To make up for the 8% salary cut, National Bank introduced an annual bonus to reward advisors for long-term service to their clients, Paquet explains.

Two new elements

In addition, National Bank introduced two other new elements to its variable compensation, she notes: a team bonus (if the advisor's branch hits certain sales targets) and restricted shared units (if the advisor is among the top 25% performers for the year), which advisors will receive with their final quarterly payment for the year.

"In terms of the variable compensation, it looks clear, but it's unattainable," says a National Bank advisor in Ontario.
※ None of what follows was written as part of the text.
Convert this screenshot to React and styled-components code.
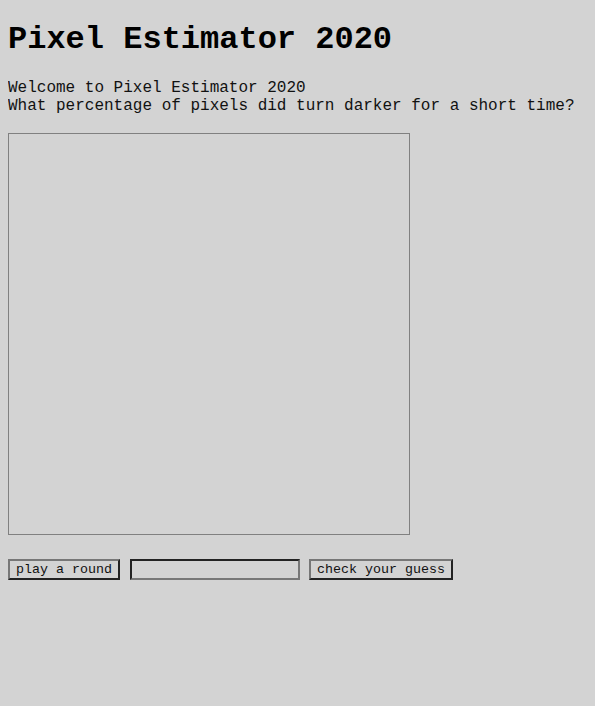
import React from "react";
import styled, { createGlobalStyle } from "styled-components";

const GlobalStyle = createGlobalStyle`
  html, body {
    background: #d3d3d3;
  }
  body {
    margin: 8px;
    font-family: "Liberation Mono", "Courier New", monospace;
    color: #111;
  }
`;

const Title = styled.h1`
  font-size: 32px;
  font-weight: bold;
  margin: 14px 0 21px;
  line-height: 36px;
  color: #000;
`;

const Intro = styled.p`
  font-size: 16px;
  line-height: 18px;
  margin: 16px 0;
`;

const Board = styled.div`
  width: 400px;
  height: 400px;
  border: 1px solid #808080;
  margin-top: 18px;
`;

const Controls = styled.div`
  display: flex;
  align-items: center;
  gap: 10px;
  margin-top: 24px;
`;

const Button = styled.button`
  font-family: "Liberation Mono", "Courier New", monospace;
  font-size: 13.33px;
  height: 21px;
  padding: 0 6px;
  background: #d3d3d3;
  color: #111;
  border: 2px solid;
  border-color: #777 #222 #222 #777;
`;

const GuessInput = styled.input`
  font-family: "Liberation Mono", "Courier New", monospace;
  font-size: 13.33px;
  width: 170px;
  height: 21px;
  box-sizing: border-box;
  margin-right: -1px;
  background: #d3d3d3;
  border: 2px solid;
  border-color: #222 #777 #777 #222;
  padding: 1px 2px;
`;

export default function App() {
  return (
    <>
      <GlobalStyle />
      <Title>Pixel Estimator 2020</Title>
      <Intro>
        Welcome to Pixel Estimator 2020
        <br />
        What percentage of pixels did turn darker for a short time?
      </Intro>
      <Board />
      <Controls>
        <Button>play a round</Button>
        <GuessInput type="text" />
        <Button>check your guess</Button>
      </Controls>
    </>
  );
}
However, Paquet says, "It's actually going to be easier for more [advisors] to perform. We don't want just our top [performers] to feel that they are performing. We want more of our [advisors with] the right behaviour to have a sense that they succeeded. [Now], they are compensated if they stay with their clients, which is what we want because clients want to grow with their advisors; they don't want to repeat their story [to a new advisor] every five years."

Meanwhile, CIBC received a compensation rating of 8.4, good for second-highest in the category, albeit down substantially from 9.1 last year. That's because CIBC advisors expressed disappointment with changes to their pay introduced this past November.

Specifically, CIBC advisors now must sell a minimum amount of credit and investment products to receive a bonus.

"Prior to this new component, we just had to meet a minimum overall net sales," says a CIBC advisor in Alberta. "Now, there's an investment bucket and a credit bucket."

But while there now are two components to the bonus structure, the bank has not increased the annual thresholds advisors must meet to earn this bonus, says Scott Wambolt, senior vice president, national sales and service, with CIBC.

"It's a very minimal amount of credit products that [advisors] have to sell," he explains. "And we make a number of resources available to help them. There should not be an advisor in the country who struggles with this."